Rumbles & Misgivings. Ike's biggest budget drew harsh rumbles of disappointment and dismay from many of his fellow Republicans. Huffed Chicago Daily News Publisher John Knight: "The schemes now being sponsored in Washington make Henry Wallace look like a piker." To the Wall Street Journal, the 1958 budget seemed "solid testimony to a failure."
George Humphrey himself, in a rare display of ambivalence, reflected some of these misgivings in answering press conference questions:
Q. Do you support those parts of the current budget which propose increased expenditures?
A. We ought to improve.
Q. Where would you cut?
A. I think there are a lot of places in this budget that can be cut. If Congress can find ways to cut and still do a proper job, I would be very glad to see it. I think we have to be very selective. You just can't do everything.
Later he added reflectively: "I would certainly deplore the day that we thought we couldn't reduce expenditures of this terrific amount. If we don't reduce them over a long period of time, I predict that you will have a depression that will curl your hair, because we are just taking too much money out of this economy that we need to make the jobs."

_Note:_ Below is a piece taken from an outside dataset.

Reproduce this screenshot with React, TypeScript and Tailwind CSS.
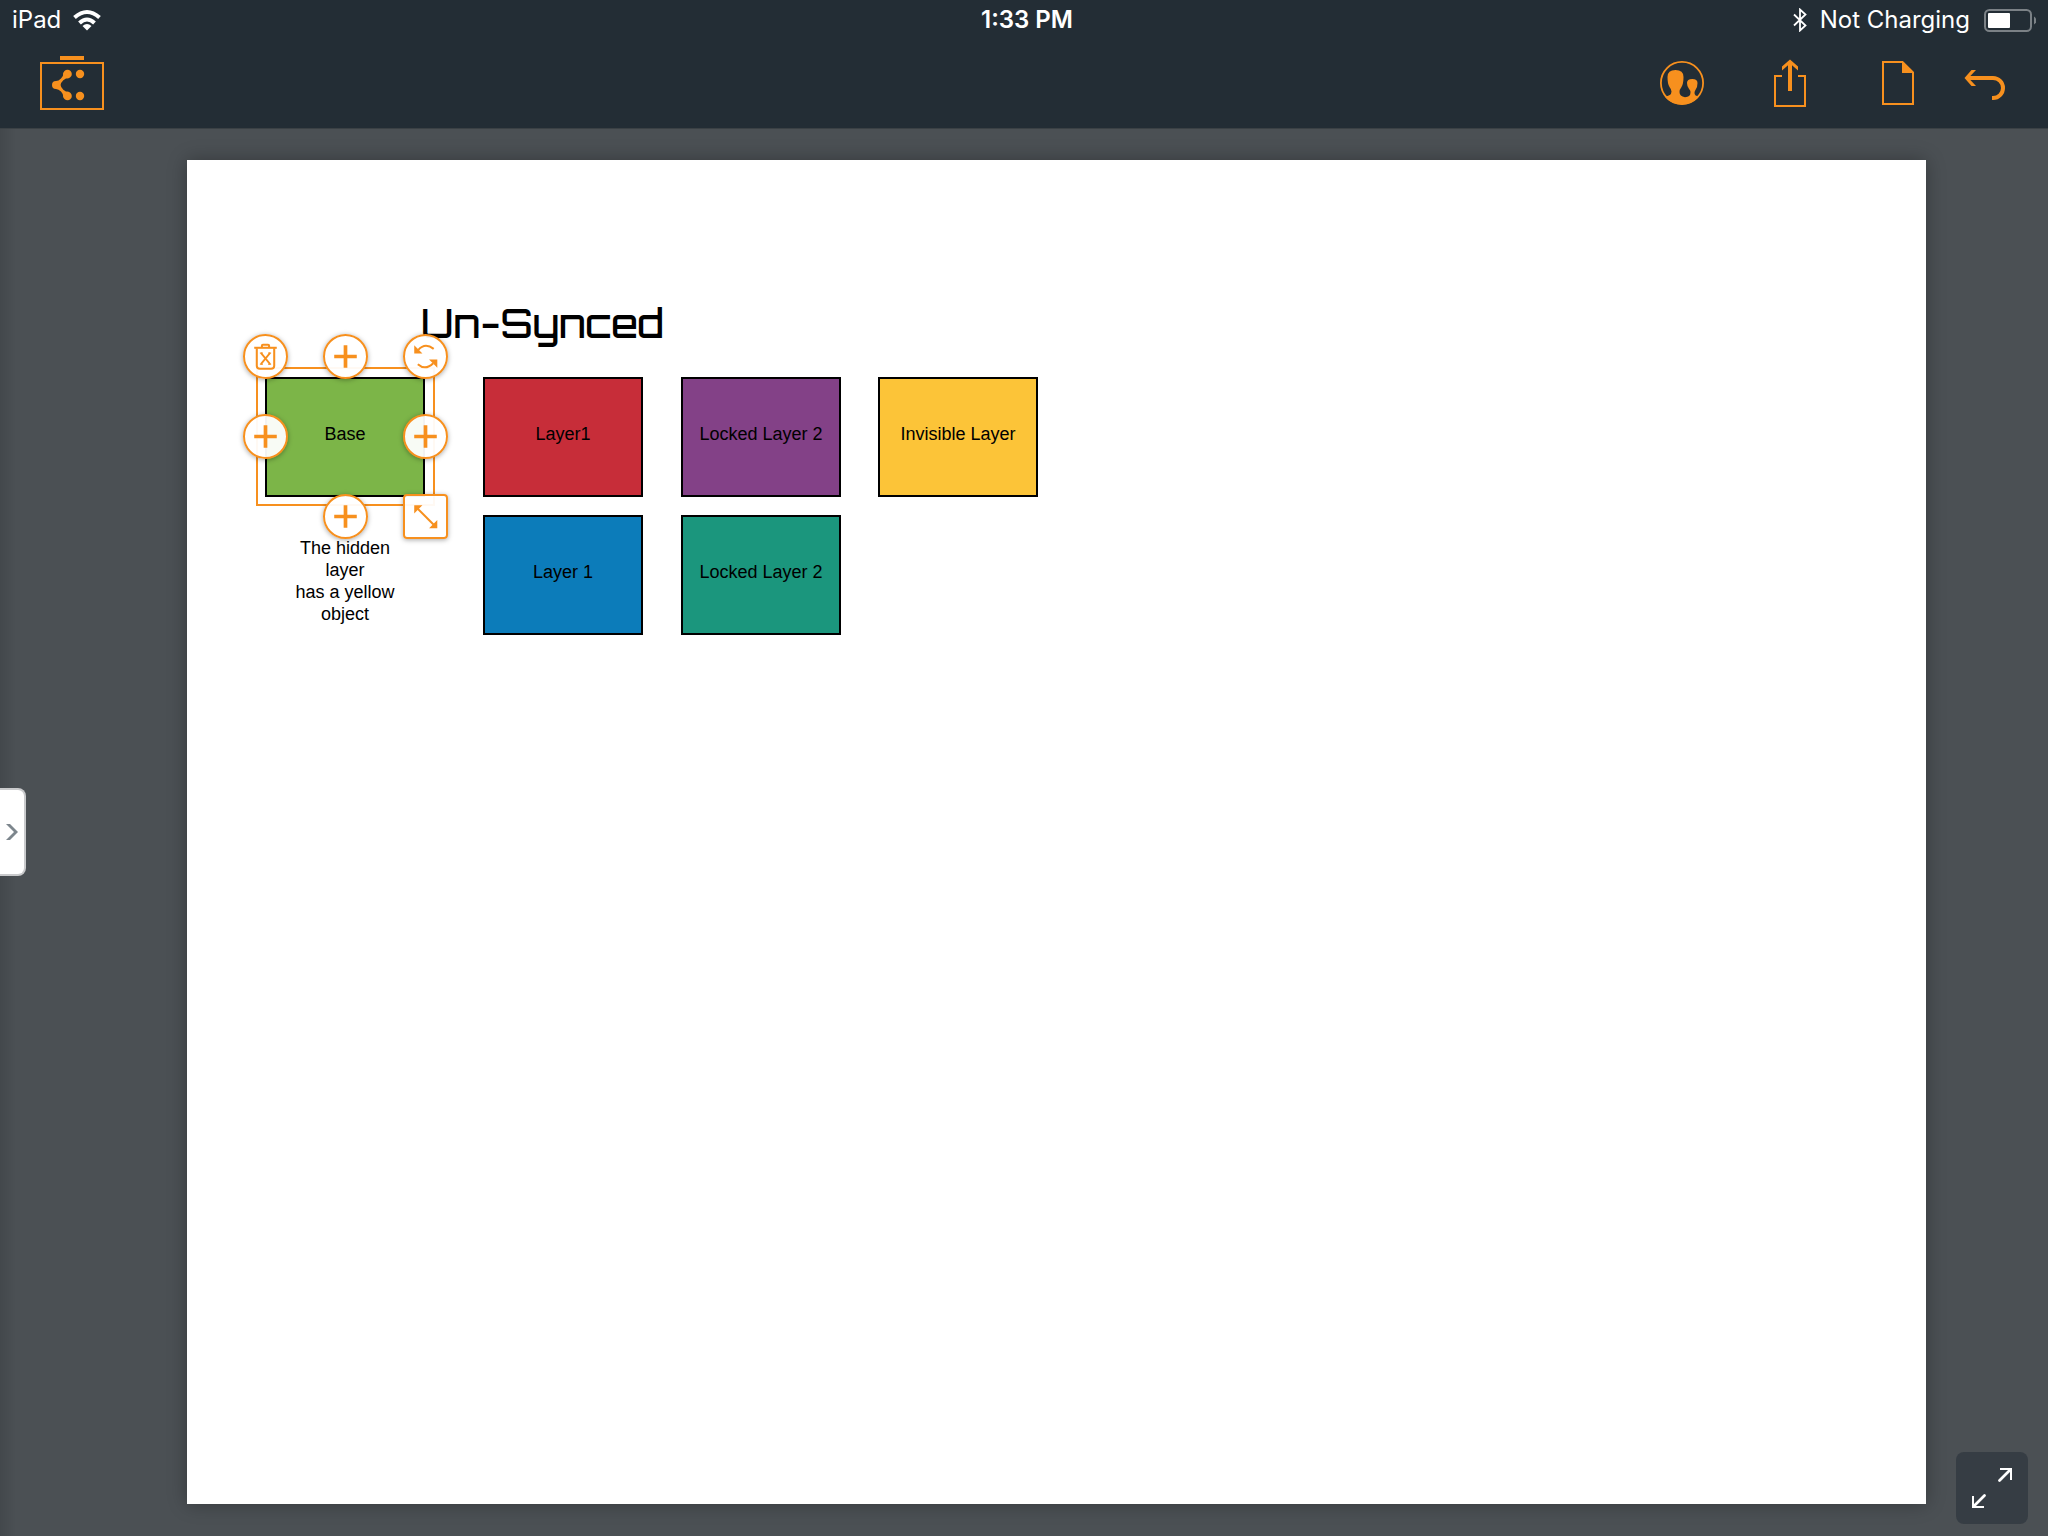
import type { ReactNode } from "react";

const shapes = [
  { label: "Base", place: "left-[78px] top-[217px] bg-[#7cb548]" },
  { label: "Layer1", place: "left-[296px] top-[217px] bg-[#c72d39]" },
  { label: "Locked Layer 2", place: "left-[494px] top-[217px] bg-[#834187]" },
  { label: "Invisible Layer", place: "left-[691px] top-[217px] bg-[#fcc438]" },
  { label: "Layer 1", place: "left-[296px] top-[355px] bg-[#0c7cba]" },
  { label: "Locked Layer 2", place: "left-[494px] top-[355px] bg-[#1b967d]" },
];

function Plus() {
  return (
    <svg className="size-full" viewBox="0 0 40 40" fill="#f7901e" aria-hidden="true">
      <path d="M18.200 9h3.600v9.200H31v3.600h-9.200V31h-3.600v-9.200H9v-3.600h9.200z" />
    </svg>
  );
}

function Trash() {
  return (
    <svg className="size-full" viewBox="0 0 40 40" fill="none" stroke="#f7901e" strokeWidth="2" aria-hidden="true">
      <path d="M9 11.500h22" />
      <path d="M16.500 11V9.500q0-1 1-1h5q1 0 1 1V11" />
      <path d="M11.500 12v17q0 3 3 3h11q3 0 3-3V12" />
      <path d="M15.500 16.500l9 11M24.500 16.500l-9 11" strokeWidth="1.800" />
      <path d="M14.500 16.500h3M22.500 16.500h3M14.500 27.500h3M22.500 27.500h3" strokeWidth="1" />
    </svg>
  );
}

function Rotate() {
  return (
    <svg className="size-full" viewBox="0 0 40 40" fill="none" aria-hidden="true">
      <path d="M13 13.500Q19.500 6 28 12.500" stroke="#f7901e" strokeWidth="2" />
      <path d="M12.500 27.500Q20 34 27.500 26.500" stroke="#f7901e" strokeWidth="2" />
      <path d="M9 9v8h8z" fill="#f7901e" />
      <path d="M31.500 31v-8h-8z" fill="#f7901e" />
    </svg>
  );
}

function Resize() {
  return (
    <svg className="size-full" viewBox="0 0 40 40" aria-hidden="true">
      <path d="M12 12l17 17" stroke="#f7901e" strokeWidth="2" />
      <path d="M9 9h8l-8 8zM31.500 31.500h-8l8-8z" fill="#f7901e" />
    </svg>
  );
}

function Handle({ label, place, children }: { label: string; place: string; children: ReactNode }) {
  return (
    <button
      type="button"
      aria-label={label}
      className={`absolute size-[45px] border-2 border-[#f7901e] bg-white/95 shadow-[0_1px_5px_rgba(0,0,0,0.35)] ${place}`}
    >
      {children}
    </button>
  );
}

function StatusBar() {
  return (
    <div className="grid h-10 grid-cols-3 items-center px-3 text-2xl leading-10 text-white">
      <div className="flex items-center gap-3">
        <span>iPad</span>
        <svg className="h-6 w-7" viewBox="0 0 28 24" fill="none" stroke="white" strokeWidth="4" aria-label="Wi-Fi">
          <path d="M1.500 9.500Q14-1.500 26.500 9.500" />
          <path d="M6.500 15Q14 8 21.500 15" />
          <path d="M9.500 18q4.500-4 9 0L14 22.500z" fill="white" stroke="none" />
        </svg>
      </div>
      <time className="justify-self-center pl-1.5 font-semibold">1:33 PM</time>
      <div className="flex items-center justify-self-end">
        <svg className="mr-3 h-6 w-4" viewBox="0 0 16 24" fill="none" stroke="white" strokeWidth="1.800" aria-label="Bluetooth">
          <path d="M2 6.500L13.500 17.500 8 22.500V1.500L13.500 6.500 2 17.500" />
        </svg>
        <span>Not Charging</span>
        <svg className="ml-3.5 h-6 w-[52px]" viewBox="0 0 52 24" aria-label="Battery">
          <rect x="1" y="2" width="46" height="21" rx="4.500" fill="none" stroke="#7b8186" strokeWidth="2" />
          <rect x="4" y="5" width="22" height="15" rx="1" fill="white" />
          <path d="M50 8.500q2.500 1.500 2.500 4t-2.500 4z" fill="#7b8186" />
        </svg>
      </div>
    </div>
  );
}

function Toolbar() {
  return (
    <nav className="flex h-[88px] items-start justify-between pt-4 pr-[42px] pl-10">
      <button type="button" aria-label="Documents">
        <svg className="h-14 w-16" viewBox="0 0 64 56" fill="#f7901e">
          <rect x="20" y="0" width="24" height="4" />
          <rect x="1" y="7" width="62" height="46" fill="none" stroke="#f7901e" strokeWidth="2" />
          <circle cx="27.500" cy="18" r="4.300" />
          <circle cx="40" cy="18" r="4.200" />
          <circle cx="27.500" cy="40" r="4.300" />
          <circle cx="40" cy="40" r="4.200" />
          <path d="M16 25q2.500 0 5-2.500 2.500-2.500 2.500-6l6 5.500q-4 0-6.200 2.300Q20.600 27 20.600 29t2.700 4.700q2.200 2.300 6.200 2.300l-6 5.500q0-3.500-2.500-6Q18.500 33 16 33a4 4 0 0 1 0-8z" />
        </svg>
      </button>
      <div className="flex">
        <button type="button" aria-label="Collaborators">
          <svg className="h-14 w-11" viewBox="0 0 44 56" fill="#f7901e">
            <circle cx="22" cy="27" r="21.100" fill="none" stroke="#f7901e" strokeWidth="1.800" />
            <path d="M4.500 40.500Q11.500 40 11.500 35.500 11.500 33.500 9.500 31 7.500 28 7.500 21 7.500 14 15.500 14 23.500 14 23.500 21 23.500 28 21.500 31 19.500 33.500 19.500 36 19.500 40.500 25 41.200 30.500 41 30.500 36.500 30.500 34.500 28.800 32.500 27 30 27 27 27 23 32.200 23 37.500 23 37.500 27 37.500 31 35.700 33.500 34.500 35 34.500 37 34.500 40 39 40.500 32 48.500 22 48.500 11 48.500 4.500 40.500z" />
          </svg>
        </button>
        <button type="button" aria-label="Share" className="ml-[70px]">
          <svg className="h-14 w-8" viewBox="0 0 32 56" fill="none" stroke="#f7901e">
            <path d="M8 20H1v30h30V20h-7" strokeWidth="2" />
            <path d="M16 35V6" strokeWidth="4" />
            <path d="M8 14.500v-4l8-7 8 7v4l-8-7z" fill="#f7901e" stroke="none" />
          </svg>
        </button>
        <button type="button" aria-label="Document" className="ml-[76px]">
          <svg className="h-14 w-8" viewBox="0 0 32 56" fill="none" stroke="#f7901e" strokeWidth="2">
            <path d="M1 6h19.500L31 16.500V48H1z" />
            <path d="M20 5l12 12H20z" fill="#f7901e" stroke="none" />
          </svg>
        </button>
        <button type="button" aria-label="Undo" className="ml-[50px]">
          <svg className="h-14 w-[42px]" viewBox="0 0 42 56" fill="none" stroke="#f7901e">
            <path d="M3 22h26a9.700 9.700 0 0 1 0 20h-1" strokeWidth="4" />
            <path d="M7.500 14H12l-7.500 8 7.500 8H7.500L.500 22z" fill="#f7901e" stroke="none" />
          </svg>
        </button>
      </div>
    </nav>
  );
}

export default function App() {
  return (
    <div className="flex min-h-screen flex-col bg-[#4b5054] font-['Inter',sans-serif]">
      <header className="bg-[#232d35]">
        <StatusBar />
        <Toolbar />
      </header>

      <main className="relative flex flex-1 bg-[linear-gradient(to_right,#43484c,#4b5054_16px)] py-8 pr-[122px] pl-[187px] shadow-[inset_0_1px_0_#3b4145]">
        <section
          aria-label="Canvas"
          className="relative flex-1 bg-white font-['Liberation_Sans',Arial,sans-serif] text-lg leading-[22px] text-black shadow-[0_0_18px_rgba(0,0,0,0.3)]"
        >
          <h1 className="absolute top-[135px] left-[234px] font-['Orbitron','DejaVu_Sans',sans-serif] text-[39px] leading-[56px] font-medium whitespace-nowrap">
            Un-Synced
          </h1>

          {shapes.map((shape) => (
            <div
              key={shape.place}
              className={`absolute flex h-[120px] w-40 items-center justify-center border-2 border-black pb-1.5 whitespace-nowrap ${shape.place}`}
            >
              {shape.label}
            </div>
          ))}

          <p className="absolute top-[377px] left-[108px] w-[100px] text-center">
            The hidden layer
            <br />
            has a yellow object
          </p>

          <div className="absolute top-[207px] left-[69px] h-[139px] w-[179px] border-2 border-[#f7901e]" />
          <Handle label="Delete" place="left-[56px] top-[174px] rounded-full"><Trash /></Handle>
          <Handle label="Add above" place="left-[136px] top-[174px] rounded-full"><Plus /></Handle>
          <Handle label="Rotate" place="left-[216px] top-[174px] rounded-full"><Rotate /></Handle>
          <Handle label="Add to the left" place="left-[56px] top-[254px] rounded-full"><Plus /></Handle>
          <Handle label="Add to the right" place="left-[216px] top-[254px] rounded-full"><Plus /></Handle>
          <Handle label="Add below" place="left-[136px] top-[334px] rounded-full"><Plus /></Handle>
          <Handle label="Resize" place="left-[216px] top-[334px] rounded-sm"><Resize /></Handle>
        </section>

        <button
          type="button"
          aria-label="Open side panel"
          className="absolute top-1/2 left-0 flex h-[88px] w-[26px] -translate-y-1/2 items-center justify-start rounded-r-lg border-y-2 border-r-2 border-[#c9cacc] bg-white pl-1.5"
        >
          <svg className="h-4 w-3" viewBox="0 0 12 16" fill="#7d868d" aria-hidden="true">
            <path d="M0 0h4l8 8-8 8H0l8-8z" />
          </svg>
        </button>

        <button
          type="button"
          aria-label="Full screen"
          className="absolute right-5 bottom-3 size-[72px] rounded-lg bg-[#363d44]"
        >
          <svg className="size-[72px]" viewBox="0 0 72 72" fill="none" stroke="white" strokeWidth="2" aria-hidden="true">
            <path d="M44 17h11v11M28 55H17V44" />
            <path d="M43.500 28.500L54 18M28.500 43.500L18 54" strokeWidth="2.800" strokeLinecap="round" />
          </svg>
        </button>
      </main>
    </div>
  );
}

But considering the necessities it has to deal with, Ike's new budget is actually rather snug. To keep the budget balanced with the nation's population bounding upward (10 million in four years), with popular demand for Government services running strong, and with armed Communism continuing to menace the free world, is a considerable achievement--possible only because the Administration's encouragement of economic growth has kept national income expanding. If the gross national product rises as fast as the budget estimates assume, 1958's expenditures will represent a slightly smaller share of the nation's output than 1957's.
Flintily Uncuttable. On Capitol Hill, the budget brought the inevitable predictions of congressional surgery, but apart from foreign aid (certain to be pared), there is nowhere for Congress to do a lot of economizing. Veterans' benefits and debt interest are flintily uncuttable, and Congress is unlikely to take much away from the farmers. Cutting defense expenditures might be dangerous. As for welfare, it has become an even more enduring feature of U.S. federal budgets than cold-war expenses because the welfare aspects of the New Deal are woven into the fabric of the nation. In proposing welfare projects to meet an insistent public demand, the Eisenhower Administration put it up to Congress to vote the funds. If the Democratic-controlled Congress takes it upon itself to say no here and there, it might be doing the Administration a favor. George Humphrey certainly would not mind.